In another fascinating development from the ever-fascinating Republican Senate primary contest in GA, Rep. Jack Kingston, a candidate mainly known as (a) a long-time congressional appropriator, (b) something less than an ideological zealot, and (c) the best financed of all the candidates, ran his first big TV ad. As the Atlanta Journal-Constitution‘s Jim Galloway notes, the ad does not mention “the C word,” Congress, even though that is where Kingston has been working for the last twenty-two years. But it does contain a visual slug at the end noting that National Journal had rated Kingston as having the “most conservative voting record in the race.”
Now alert viewers might deduce that “voting record” implies that Kingston had a job involving some sort of voting, and some might even know or figure out he’s a member of that hated institution, the United States Congress. More to the point, in a race where Kingston is going to be called RINO so many times that people might wonder if he’s a safari veteran, the ghostly National Journal rating distinguishes him against two men who are going to be loudly doubting his ideological savagery, his House colleagues Paul Broun and Phil Gingrey. So even though Kingston would like to avoid drawing attention to his many years of happily putting together spending bills in Congress, he’ll be happy to flaunt that “most conservative in the race” badge.
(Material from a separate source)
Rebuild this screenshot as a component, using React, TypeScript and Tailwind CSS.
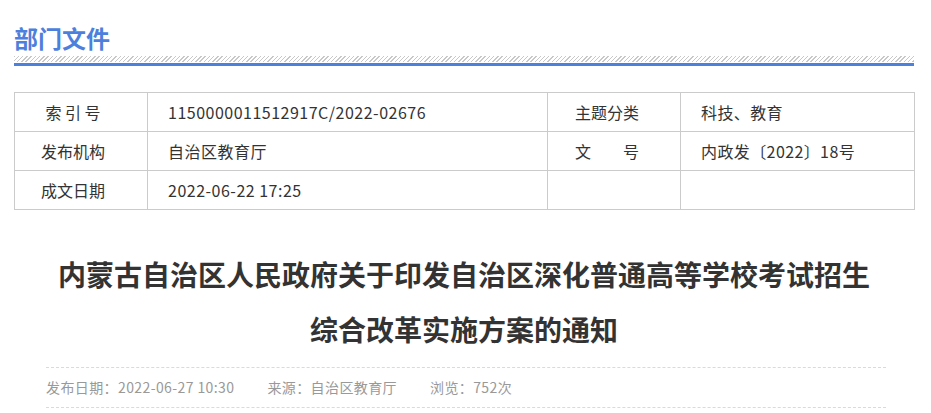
const rows = [
  ["索 引 号", "1150000011512917C/2022-02676", "主题分类", "科技、教育"],
  ["发布机构", "自治区教育厅", "文　　号", "内政发〔2022〕18号"],
  ["成文日期", "2022-06-22 17:25", "", ""],
];

const App = () => {
  return (
    <div
      className="min-h-screen bg-white pl-[14px] pt-[19px]"
      style={{ fontFamily: '"Noto Sans CJK SC", "Noto Sans", sans-serif' }}
    >
      <div className="w-[900px]">
        {/* Section header */}
        <h2 className="text-[24px] font-bold leading-[37px] text-[#4d7fdd]">部门文件</h2>
        <div className="h-[6px] bg-[repeating-linear-gradient(135deg,#c8c8c8_0,#c8c8c8_1px,#ffffff_1px,#ffffff_3px)]"></div>
        <div className="mt-[1px] h-[3px] bg-[#4d7fdd]"></div>

        {/* Info table */}
        <table className="mt-[26px] w-[900px] table-fixed border-collapse text-[16px] text-[#333]">
          <colgroup>
            <col className="w-[133px]" />
            <col className="w-[400px]" />
            <col className="w-[133px]" />
            <col className="w-[234px]" />
          </colgroup>
          <tbody>
            {rows.map((r, i) => (
              <tr key={i} className="h-[39px]">
                <td className="border border-[#cbcbcb] pr-[16px] text-center">{r[0]}</td>
                <td className="border border-[#cbcbcb] pl-[20px] tracking-[0.5px]">{r[1]}</td>
                <td className="border border-[#cbcbcb] pr-[14px] text-center">{r[2]}</td>
                <td className="border border-[#cbcbcb] pl-[20px] tracking-[0.4px]">{r[3]}</td>
              </tr>
            ))}
          </tbody>
        </table>

        {/* Title */}
        <h1 className="mt-[37px] text-center text-[28px] font-bold leading-[55px] text-[#333]">
          内蒙古自治区人民政府关于印发自治区深化普通高等学校考试招生
          <br />
          综合改革实施方案的通知
        </h1>

        {/* Meta */}
        <div className="ml-[32px] mt-[10px] flex w-[840px] gap-[33px] border-y border-dashed border-[#dadada] text-[14px] leading-[39px] tracking-[0.4px] text-[#999]">
          <span>发布日期：2022-06-27 10:30</span>
          <span>来源：自治区教育厅</span>
          <span>浏览：752次</span>
        </div>
      </div>
    </div>
  );
};

export default App;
As some of you may know from previous controversies over National Journal ratings (notably the heavy use of NJ’s most-liberal-senator label for John Kerry by Republicans during the 2004 cycle), they are based more on partisan cohesiveness than on any objective ideological standard. So people like Broun, who regularly dissents from the Republican leadership from the right (and also has Paulist tendencies on civil liberties issues), is going to get saddled with a lot of “liberal” votes even though nobody listening to the man rant and snarl for thirty seconds would think he has a liberal bone in his created-not-evolved body.
But it’s a whole lot easier (both rhetorically and financially) for Kingston to let NJ call him a champion conservative than it is for Broun or Gingrey to explain why he’s not. So this strange campaign message of a man touting his conservative record in a legislative body he pretends is a footnote in his career as a businessman and churchgoer will probably continue.